● TASK DETAILS
Using the listing below, report all lines holding the word "index".

● SOURCE EXCERPT

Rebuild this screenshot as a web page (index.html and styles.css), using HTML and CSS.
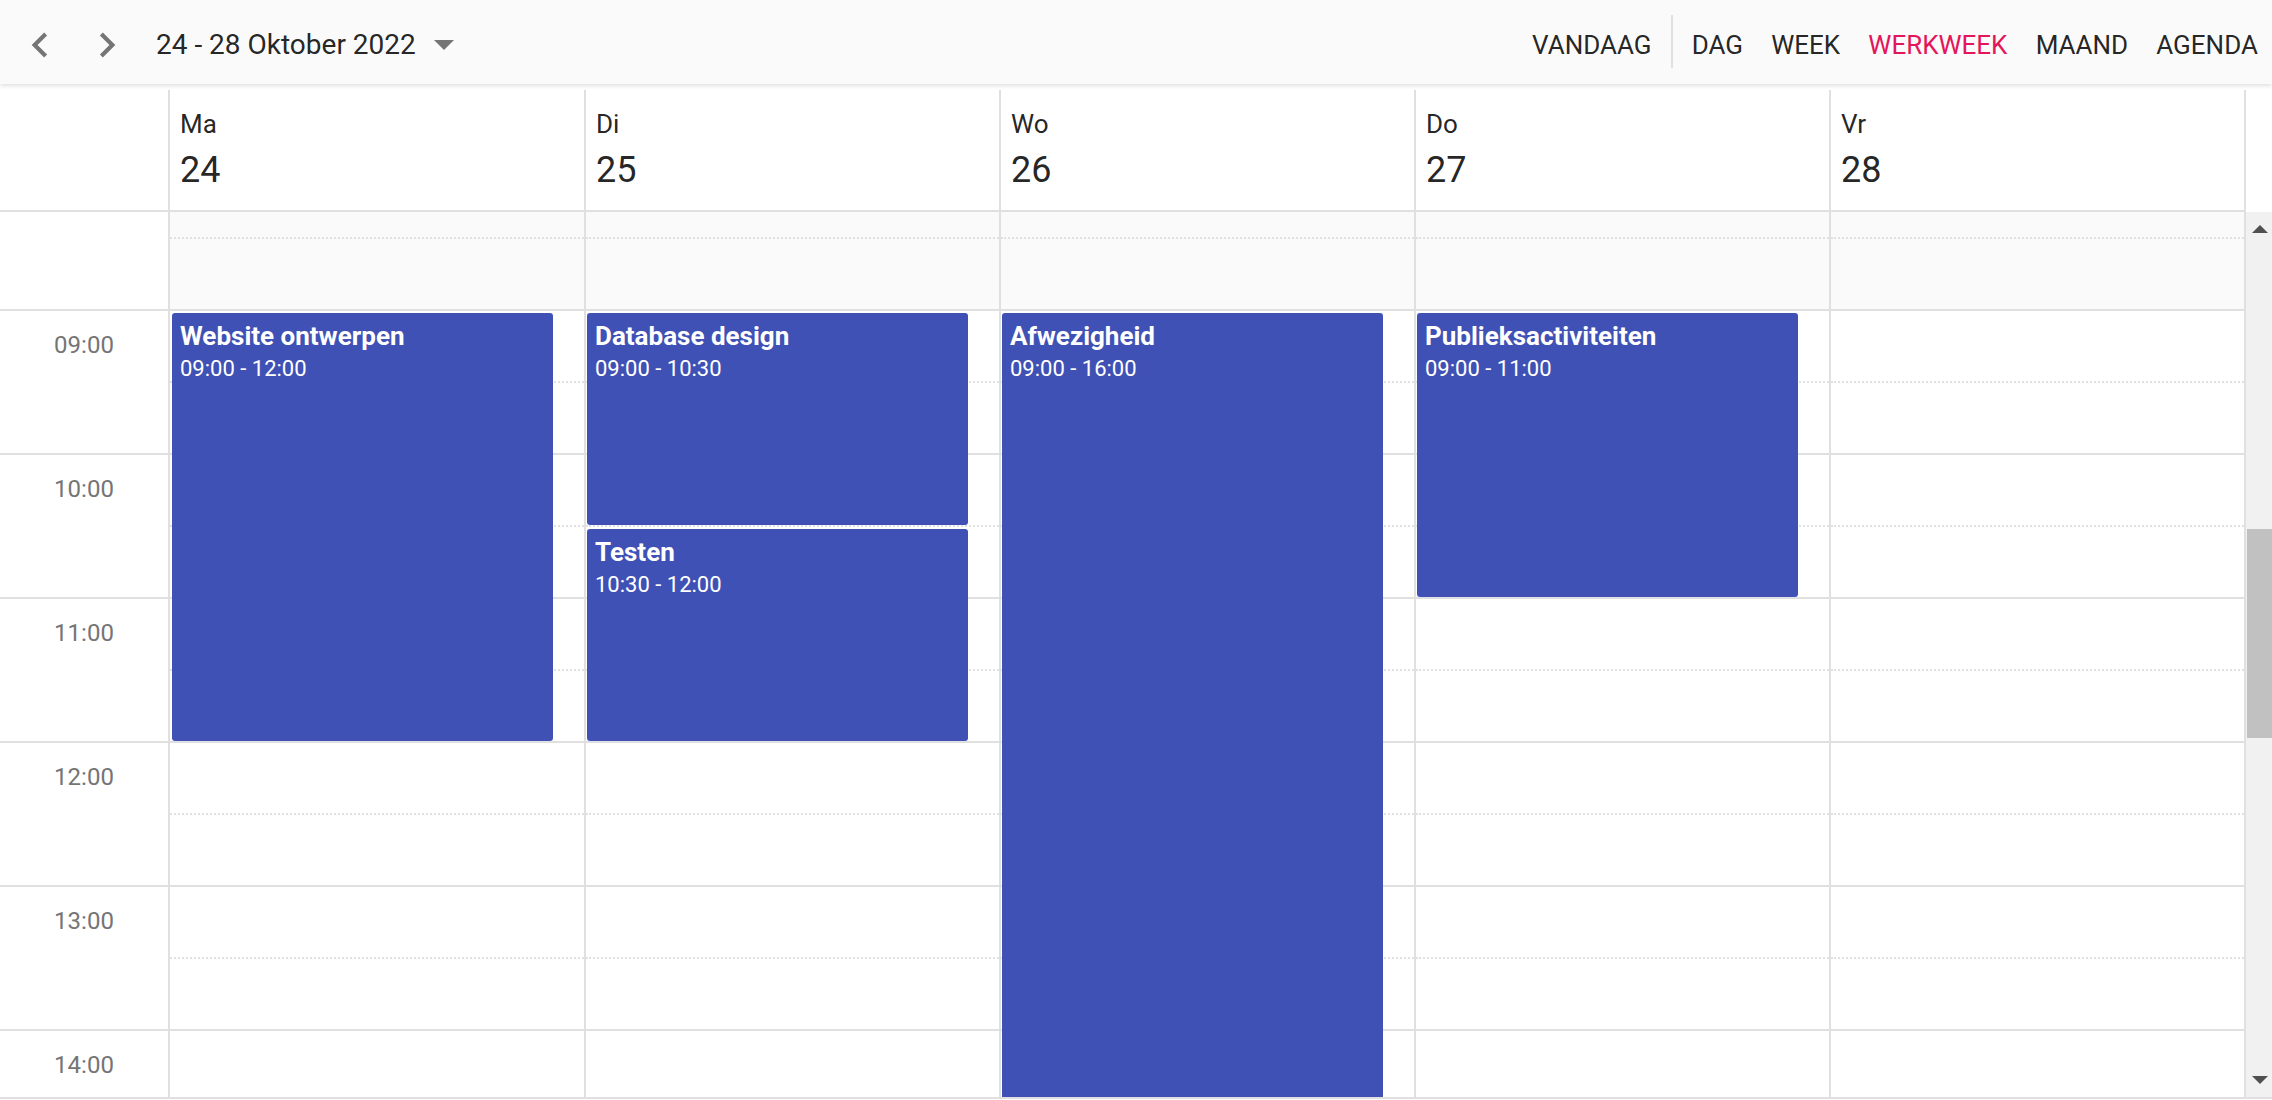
FILE: index.html
```html
<!DOCTYPE html>
<html lang="nl">
<head>
<meta charset="utf-8">
<title>Planner</title>
<link rel="stylesheet" href="styles.css">
</head>
<body>
<div class="toolbar">
  <svg class="nav" viewBox="0 0 24 24" width="50" height="50"><path d="M15.41 7.41L14 6l-6 6 6 6 1.41-1.41L10.83 12z"/></svg>
  <svg class="nav next" viewBox="0 0 24 24" width="50" height="50"><path d="M10 6L8.59 7.41 13.17 12l-4.58 4.59L10 18l6-6z"/></svg>
  <div class="range">
    <span>24 - 28 Oktober 2022</span>
    <svg class="caret" viewBox="0 0 20 10" width="20" height="10"><polygon points="0,0 20,0 10,10"/></svg>
  </div>
  <div class="tb-right">
    <span class="tb-btn">VANDAAG</span>
    <span class="sep"></span>
    <span class="tb-btn">DAG</span>
    <span class="tb-btn">WEEK</span>
    <span class="tb-btn active">WERKWEEK</span>
    <span class="tb-btn">MAAND</span>
    <span class="tb-btn">AGENDA</span>
  </div>
</div>

<div class="schedule">
  <div class="header">
    <div class="corner"></div>
    <div class="day-head mon"><div class="dname">Ma</div><div class="dnum">24</div></div>
    <div class="day-head"><div class="dname">Di</div><div class="dnum">25</div></div>
    <div class="day-head"><div class="dname">Wo</div><div class="dnum">26</div></div>
    <div class="day-head"><div class="dname">Do</div><div class="dnum">27</div></div>
    <div class="day-head"><div class="dname">Vr</div><div class="dnum">28</div></div>
    <div class="head-fill"></div>
  </div>
  <div class="body">
    <div class="viewport">
      <div class="grid">
        <div class="times">
          <div class="hour"></div>
          <div class="hour">09:00</div>
          <div class="hour">10:00</div>
          <div class="hour">11:00</div>
          <div class="hour">12:00</div>
          <div class="hour">13:00</div>
          <div class="hour">14:00</div>
        </div>

        <div class="day mon">
          <div class="slot half off"></div><div class="slot off"></div>
          <div class="slot half"></div><div class="slot"></div>
          <div class="slot half"></div><div class="slot"></div>
          <div class="slot half"></div><div class="slot"></div>
          <div class="slot half"></div><div class="slot"></div>
          <div class="slot half"></div><div class="slot"></div>
          <div class="slot half"></div><div class="slot"></div>
          <div class="appt" style="top:146px;height:428px"><div class="appt-title">Website ontwerpen</div><div class="appt-time">09:00 - 12:00</div></div>
        </div>

        <div class="day">
          <div class="slot half off"></div><div class="slot off"></div>
          <div class="slot half"></div><div class="slot"></div>
          <div class="slot half"></div><div class="slot"></div>
          <div class="slot half"></div><div class="slot"></div>
          <div class="slot half"></div><div class="slot"></div>
          <div class="slot half"></div><div class="slot"></div>
          <div class="slot half"></div><div class="slot"></div>
          <div class="appt" style="top:146px;height:212px"><div class="appt-title">Database design</div><div class="appt-time">09:00 - 10:30</div></div>
          <div class="appt" style="top:362px;height:212px"><div class="appt-title">Testen</div><div class="appt-time">10:30 - 12:00</div></div>
        </div>

        <div class="day">
          <div class="slot half off"></div><div class="slot off"></div>
          <div class="slot half"></div><div class="slot"></div>
          <div class="slot half"></div><div class="slot"></div>
          <div class="slot half"></div><div class="slot"></div>
          <div class="slot half"></div><div class="slot"></div>
          <div class="slot half"></div><div class="slot"></div>
          <div class="slot half"></div><div class="slot"></div>
          <div class="appt" style="top:146px;height:860px"><div class="appt-title">Afwezigheid</div><div class="appt-time">09:00 - 16:00</div></div>
        </div>

        <div class="day">
          <div class="slot half off"></div><div class="slot off"></div>
          <div class="slot half"></div><div class="slot"></div>
          <div class="slot half"></div><div class="slot"></div>
          <div class="slot half"></div><div class="slot"></div>
          <div class="slot half"></div><div class="slot"></div>
          <div class="slot half"></div><div class="slot"></div>
          <div class="slot half"></div><div class="slot"></div>
          <div class="appt" style="top:146px;height:284px"><div class="appt-title">Publieksactiviteiten</div><div class="appt-time">09:00 - 11:00</div></div>
        </div>

        <div class="day">
          <div class="slot half off"></div><div class="slot off"></div>
          <div class="slot half"></div><div class="slot"></div>
          <div class="slot half"></div><div class="slot"></div>
          <div class="slot half"></div><div class="slot"></div>
          <div class="slot half"></div><div class="slot"></div>
          <div class="slot half"></div><div class="slot"></div>
          <div class="slot half"></div><div class="slot"></div>
        </div>
      </div>
    </div>
    <div class="scrollbar">
      <div class="sb-btn"><svg viewBox="0 0 16 8" width="16" height="8"><polygon points="0,8 8,0 16,8"/></svg></div>
      <div class="sb-track"><div class="thumb"></div></div>
      <div class="sb-btn"><svg viewBox="0 0 16 8" width="16" height="8"><polygon points="0,0 16,0 8,8"/></svg></div>
    </div>
  </div>
</div>
</body>
</html>
```

FILE: styles.css
```css
* { box-sizing: border-box; }

body {
  margin: 0;
  width: 2272px;
  height: 1100px;
  overflow: hidden;
  background: #fff;
  color: rgba(0, 0, 0, 0.87);
  font-family: Roboto, "Noto Sans", sans-serif;
}

/* toolbar */
.toolbar {
  position: relative;
  z-index: 2;
  height: 84px;
  padding: 6px 0 0 15px;
  display: flex;
  align-items: center;
  background: #fafafa;
  box-shadow: 0 2px 4px rgba(0, 0, 0, 0.12);
}

.nav { display: block; fill: #757575; }
.nav.next { margin-left: 17px; }

.range {
  margin-left: 24px;
  display: flex;
  align-items: center;
  font-size: 28px;
  line-height: 34px;
  color: rgba(0, 0, 0, 0.87);
}

.caret { display: block; margin-left: 18px; fill: #757575; }

.tb-right {
  margin-left: auto;
  display: flex;
  align-items: center;
}

.tb-btn {
  padding: 0 14.1px;
  font-size: 26px;
  line-height: 34px;
  color: rgba(0, 0, 0, 0.87);
}

.tb-btn.active { color: #e3165b; }

.sep {
  width: 2px;
  height: 53px;
  margin: 0 5px 7px;
  background: #e0e0e0;
}

/* schedule */
.schedule {
  margin-top: 6px;
  border-bottom: 2px solid #e0e0e0;
}

.header {
  display: flex;
  height: 122px;
}

.corner {
  width: 170px;
  border-right: 2px solid #e0e0e0;
  border-bottom: 2px solid #e0e0e0;
}

.day-head {
  width: 415px;
  padding: 18.6px 0 0 10px;
  border-right: 2px solid #e0e0e0;
  border-bottom: 2px solid #e0e0e0;
}

.day-head.mon { width: 416px; }

.dname { font-size: 26px; line-height: 30px; }
.dnum { margin-top: 9px; font-size: 36px; line-height: 44px; }

.head-fill { flex: 1; }

.body {
  display: flex;
  height: 885px;
}

.viewport {
  width: 2246px;
  height: 885px;
  overflow: hidden;
}

.grid {
  display: flex;
  margin-top: -45px;
}

.times {
  width: 170px;
  border-right: 2px solid #e0e0e0;
}

.hour {
  height: 144px;
  padding-top: 20px;
  border-bottom: 2px solid #e0e0e0;
  text-align: center;
  font-size: 24px;
  line-height: 28px;
  color: #757575;
}

.day {
  position: relative;
  width: 415px;
  border-right: 2px solid #e0e0e0;
}

.day.mon { width: 416px; }

.slot {
  height: 72px;
  border-bottom: 2px solid #e0e0e0;
}

.slot.half { border-bottom-style: dotted; }
.slot.off { background: #fafafa; }

.appt {
  position: absolute;
  left: 1px;
  right: 31px;
  padding: 8px 8px 0;
  overflow: hidden;
  border-radius: 3px;
  background: #3f51b5;
  color: #fff;
}

.day.mon .appt { left: 2px; }

.appt-title {
  font-size: 26px;
  font-weight: 700;
  line-height: 30px;
  white-space: nowrap;
}

.appt-time {
  font-size: 22px;
  line-height: 36px;
  white-space: nowrap;
}

/* scrollbar */
.scrollbar {
  width: 26px;
  display: flex;
  flex-direction: column;
  background: #f1f1f1;
}

.sb-btn {
  height: 34px;
  display: flex;
  align-items: center;
  justify-content: center;
  fill: #505050;
}

.sb-btn svg { display: block; margin-left: 1px; }

.sb-track { flex: 1; }

.thumb {
  height: 209px;
  margin: 283px 0 0 1px;
  background: #c1c1c1;
}
```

● REPLY
Rebuild this screenshot as a web page (index.html and styles.css), using HTML and CSS.
FILE: index.html
  z-index: 2;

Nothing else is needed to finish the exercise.